> **INSTRUCTIONS FOR THE TASK**
Search the records below for the word "components" and show every line where it occurs.

> **INPUT**
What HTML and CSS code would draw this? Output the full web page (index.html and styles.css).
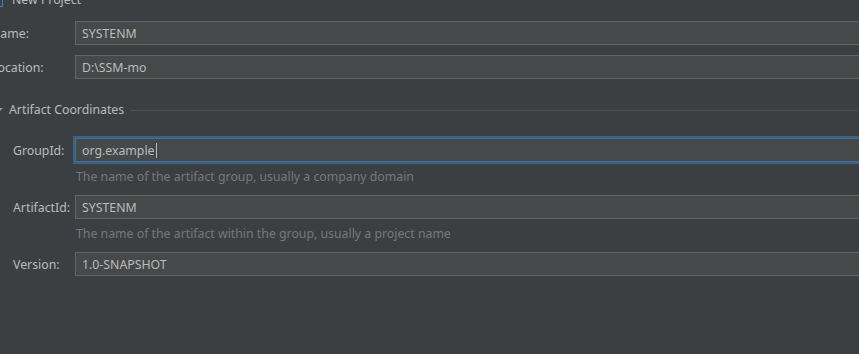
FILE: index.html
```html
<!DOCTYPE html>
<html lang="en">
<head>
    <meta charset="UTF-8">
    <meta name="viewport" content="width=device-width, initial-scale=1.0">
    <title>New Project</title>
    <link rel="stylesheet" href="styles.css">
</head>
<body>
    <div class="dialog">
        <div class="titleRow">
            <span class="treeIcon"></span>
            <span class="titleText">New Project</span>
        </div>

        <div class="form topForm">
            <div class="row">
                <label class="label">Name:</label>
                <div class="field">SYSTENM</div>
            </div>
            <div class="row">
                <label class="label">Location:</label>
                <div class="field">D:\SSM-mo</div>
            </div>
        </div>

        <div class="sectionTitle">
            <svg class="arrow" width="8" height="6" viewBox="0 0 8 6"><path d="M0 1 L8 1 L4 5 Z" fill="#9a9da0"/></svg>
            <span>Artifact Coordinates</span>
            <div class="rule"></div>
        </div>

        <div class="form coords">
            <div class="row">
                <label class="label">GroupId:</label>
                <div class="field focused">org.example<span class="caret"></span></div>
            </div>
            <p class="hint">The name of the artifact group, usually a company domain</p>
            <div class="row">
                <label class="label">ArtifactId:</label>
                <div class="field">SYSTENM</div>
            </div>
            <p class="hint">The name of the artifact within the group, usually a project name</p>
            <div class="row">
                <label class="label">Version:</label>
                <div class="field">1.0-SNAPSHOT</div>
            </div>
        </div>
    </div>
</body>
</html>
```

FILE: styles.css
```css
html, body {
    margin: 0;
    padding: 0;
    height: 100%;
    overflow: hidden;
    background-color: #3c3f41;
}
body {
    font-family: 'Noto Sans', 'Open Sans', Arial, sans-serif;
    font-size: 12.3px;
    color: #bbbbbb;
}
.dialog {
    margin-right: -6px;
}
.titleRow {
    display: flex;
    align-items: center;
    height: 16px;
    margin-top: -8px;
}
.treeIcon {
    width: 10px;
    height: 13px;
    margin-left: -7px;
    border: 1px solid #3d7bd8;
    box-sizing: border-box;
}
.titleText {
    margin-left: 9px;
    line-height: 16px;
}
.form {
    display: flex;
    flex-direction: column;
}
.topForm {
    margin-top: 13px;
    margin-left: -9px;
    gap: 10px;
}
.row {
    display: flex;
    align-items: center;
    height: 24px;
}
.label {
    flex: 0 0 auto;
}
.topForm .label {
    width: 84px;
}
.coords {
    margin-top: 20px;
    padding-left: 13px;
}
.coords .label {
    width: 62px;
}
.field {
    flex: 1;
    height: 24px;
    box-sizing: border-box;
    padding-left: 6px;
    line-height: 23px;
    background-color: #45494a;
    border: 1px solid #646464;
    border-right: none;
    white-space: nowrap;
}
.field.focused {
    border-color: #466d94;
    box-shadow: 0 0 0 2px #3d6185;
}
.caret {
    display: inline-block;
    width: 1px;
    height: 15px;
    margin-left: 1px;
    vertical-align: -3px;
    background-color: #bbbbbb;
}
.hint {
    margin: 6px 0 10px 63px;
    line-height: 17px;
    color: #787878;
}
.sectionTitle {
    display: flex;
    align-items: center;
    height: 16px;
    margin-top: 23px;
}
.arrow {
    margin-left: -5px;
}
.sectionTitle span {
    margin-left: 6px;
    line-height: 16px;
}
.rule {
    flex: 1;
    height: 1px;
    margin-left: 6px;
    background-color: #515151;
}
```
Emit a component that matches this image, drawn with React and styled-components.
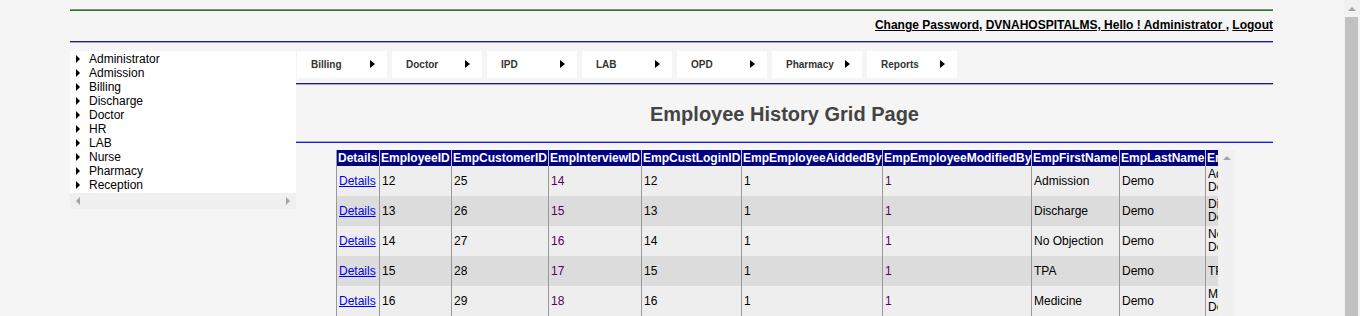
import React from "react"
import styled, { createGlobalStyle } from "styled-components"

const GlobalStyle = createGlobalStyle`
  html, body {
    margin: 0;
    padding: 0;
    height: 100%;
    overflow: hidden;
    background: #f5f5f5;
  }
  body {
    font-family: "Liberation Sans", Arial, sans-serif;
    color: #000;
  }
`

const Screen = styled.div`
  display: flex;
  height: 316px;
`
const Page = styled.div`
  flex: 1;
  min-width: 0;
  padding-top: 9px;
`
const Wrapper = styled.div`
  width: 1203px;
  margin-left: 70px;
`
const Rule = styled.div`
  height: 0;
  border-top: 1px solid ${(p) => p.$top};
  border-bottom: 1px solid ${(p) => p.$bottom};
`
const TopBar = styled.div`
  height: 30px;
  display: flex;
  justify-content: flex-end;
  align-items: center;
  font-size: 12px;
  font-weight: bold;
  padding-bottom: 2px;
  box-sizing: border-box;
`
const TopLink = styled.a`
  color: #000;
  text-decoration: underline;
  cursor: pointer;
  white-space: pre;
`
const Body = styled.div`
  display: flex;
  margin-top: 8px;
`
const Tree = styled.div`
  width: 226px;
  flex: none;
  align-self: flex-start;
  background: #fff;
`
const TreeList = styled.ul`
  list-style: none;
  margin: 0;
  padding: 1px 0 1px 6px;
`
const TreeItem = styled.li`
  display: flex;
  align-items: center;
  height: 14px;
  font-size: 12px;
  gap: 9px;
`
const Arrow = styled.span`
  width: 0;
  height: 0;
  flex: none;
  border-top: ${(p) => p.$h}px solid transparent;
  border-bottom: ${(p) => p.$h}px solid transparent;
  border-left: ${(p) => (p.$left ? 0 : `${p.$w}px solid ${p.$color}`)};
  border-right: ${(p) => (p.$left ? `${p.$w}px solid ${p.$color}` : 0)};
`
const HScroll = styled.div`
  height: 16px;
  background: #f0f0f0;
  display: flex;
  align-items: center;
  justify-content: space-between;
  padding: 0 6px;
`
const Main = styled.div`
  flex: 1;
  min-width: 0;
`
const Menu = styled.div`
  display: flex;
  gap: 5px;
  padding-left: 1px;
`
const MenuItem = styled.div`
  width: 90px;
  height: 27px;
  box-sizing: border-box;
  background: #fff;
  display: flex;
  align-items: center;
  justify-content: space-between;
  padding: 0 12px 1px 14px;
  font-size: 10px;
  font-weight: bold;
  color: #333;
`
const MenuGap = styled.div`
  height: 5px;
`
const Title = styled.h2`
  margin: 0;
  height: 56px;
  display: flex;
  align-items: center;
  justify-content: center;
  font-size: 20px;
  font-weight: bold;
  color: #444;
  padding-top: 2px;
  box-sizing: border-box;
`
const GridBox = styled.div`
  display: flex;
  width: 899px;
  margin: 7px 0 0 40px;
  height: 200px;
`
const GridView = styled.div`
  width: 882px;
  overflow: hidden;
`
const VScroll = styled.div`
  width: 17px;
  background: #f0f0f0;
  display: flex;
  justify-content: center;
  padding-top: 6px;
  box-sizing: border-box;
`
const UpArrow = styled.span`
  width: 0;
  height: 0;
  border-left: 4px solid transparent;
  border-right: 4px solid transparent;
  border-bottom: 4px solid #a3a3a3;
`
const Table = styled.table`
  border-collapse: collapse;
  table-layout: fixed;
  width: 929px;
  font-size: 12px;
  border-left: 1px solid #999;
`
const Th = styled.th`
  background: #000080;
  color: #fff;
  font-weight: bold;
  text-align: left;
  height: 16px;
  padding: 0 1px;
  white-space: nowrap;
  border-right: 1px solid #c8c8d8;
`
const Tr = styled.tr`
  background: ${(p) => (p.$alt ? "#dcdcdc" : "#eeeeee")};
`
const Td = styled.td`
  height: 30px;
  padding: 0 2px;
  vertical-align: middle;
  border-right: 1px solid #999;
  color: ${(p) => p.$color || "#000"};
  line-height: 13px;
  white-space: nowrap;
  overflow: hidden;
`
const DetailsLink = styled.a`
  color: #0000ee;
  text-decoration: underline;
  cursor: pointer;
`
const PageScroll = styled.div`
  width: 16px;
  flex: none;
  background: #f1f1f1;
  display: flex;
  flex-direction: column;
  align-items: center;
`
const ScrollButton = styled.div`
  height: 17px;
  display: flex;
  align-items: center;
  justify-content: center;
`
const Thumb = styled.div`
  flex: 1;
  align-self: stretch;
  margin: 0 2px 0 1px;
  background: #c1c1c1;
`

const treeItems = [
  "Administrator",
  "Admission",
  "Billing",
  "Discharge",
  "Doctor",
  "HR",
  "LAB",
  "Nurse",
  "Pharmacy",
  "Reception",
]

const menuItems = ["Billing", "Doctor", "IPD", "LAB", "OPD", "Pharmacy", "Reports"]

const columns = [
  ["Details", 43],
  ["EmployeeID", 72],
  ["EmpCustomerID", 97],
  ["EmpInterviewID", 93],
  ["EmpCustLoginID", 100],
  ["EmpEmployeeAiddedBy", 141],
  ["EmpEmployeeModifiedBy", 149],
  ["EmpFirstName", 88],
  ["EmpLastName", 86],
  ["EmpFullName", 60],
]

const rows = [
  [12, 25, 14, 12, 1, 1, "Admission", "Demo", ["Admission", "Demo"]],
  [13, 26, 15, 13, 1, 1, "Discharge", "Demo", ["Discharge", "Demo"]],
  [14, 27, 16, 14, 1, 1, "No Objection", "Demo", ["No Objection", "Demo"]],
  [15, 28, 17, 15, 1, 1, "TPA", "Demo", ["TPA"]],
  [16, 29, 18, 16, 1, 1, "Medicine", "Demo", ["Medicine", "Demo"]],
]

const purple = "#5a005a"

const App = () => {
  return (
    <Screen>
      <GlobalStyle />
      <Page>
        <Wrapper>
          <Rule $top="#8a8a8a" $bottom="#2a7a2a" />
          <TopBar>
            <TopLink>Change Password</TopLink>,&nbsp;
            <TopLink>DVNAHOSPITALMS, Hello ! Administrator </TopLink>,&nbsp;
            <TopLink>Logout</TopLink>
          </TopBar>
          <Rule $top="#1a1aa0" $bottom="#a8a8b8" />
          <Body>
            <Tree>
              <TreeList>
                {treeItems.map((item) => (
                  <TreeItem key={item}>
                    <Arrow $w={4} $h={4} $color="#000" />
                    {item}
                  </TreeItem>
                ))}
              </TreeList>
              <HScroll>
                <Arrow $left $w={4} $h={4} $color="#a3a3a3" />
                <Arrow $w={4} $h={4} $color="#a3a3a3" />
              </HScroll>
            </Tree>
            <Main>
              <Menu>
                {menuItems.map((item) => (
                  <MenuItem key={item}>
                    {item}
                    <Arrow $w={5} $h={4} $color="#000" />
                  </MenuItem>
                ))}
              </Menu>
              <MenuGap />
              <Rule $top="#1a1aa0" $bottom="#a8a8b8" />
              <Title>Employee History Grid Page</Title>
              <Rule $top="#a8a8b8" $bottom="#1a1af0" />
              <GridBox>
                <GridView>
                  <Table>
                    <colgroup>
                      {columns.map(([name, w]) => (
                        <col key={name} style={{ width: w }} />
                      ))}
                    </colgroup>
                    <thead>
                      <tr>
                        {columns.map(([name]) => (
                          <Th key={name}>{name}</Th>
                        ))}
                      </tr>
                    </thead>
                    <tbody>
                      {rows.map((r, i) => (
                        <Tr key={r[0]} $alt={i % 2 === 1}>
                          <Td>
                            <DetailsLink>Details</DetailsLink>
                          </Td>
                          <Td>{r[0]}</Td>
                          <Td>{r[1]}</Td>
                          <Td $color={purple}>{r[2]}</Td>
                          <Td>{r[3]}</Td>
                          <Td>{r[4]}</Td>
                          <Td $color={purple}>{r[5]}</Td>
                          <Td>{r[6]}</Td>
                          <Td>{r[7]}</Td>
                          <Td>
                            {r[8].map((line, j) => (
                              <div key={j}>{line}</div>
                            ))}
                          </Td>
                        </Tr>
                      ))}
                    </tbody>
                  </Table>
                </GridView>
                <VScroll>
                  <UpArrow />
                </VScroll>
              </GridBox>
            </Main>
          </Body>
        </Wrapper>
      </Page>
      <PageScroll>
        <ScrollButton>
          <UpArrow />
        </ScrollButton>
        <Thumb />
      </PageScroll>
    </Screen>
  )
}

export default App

> **REPLY TO THE EXERCISE**
Emit a component that matches this image, drawn with React and styled-components.
import styled, { createGlobalStyle } from "styled-components"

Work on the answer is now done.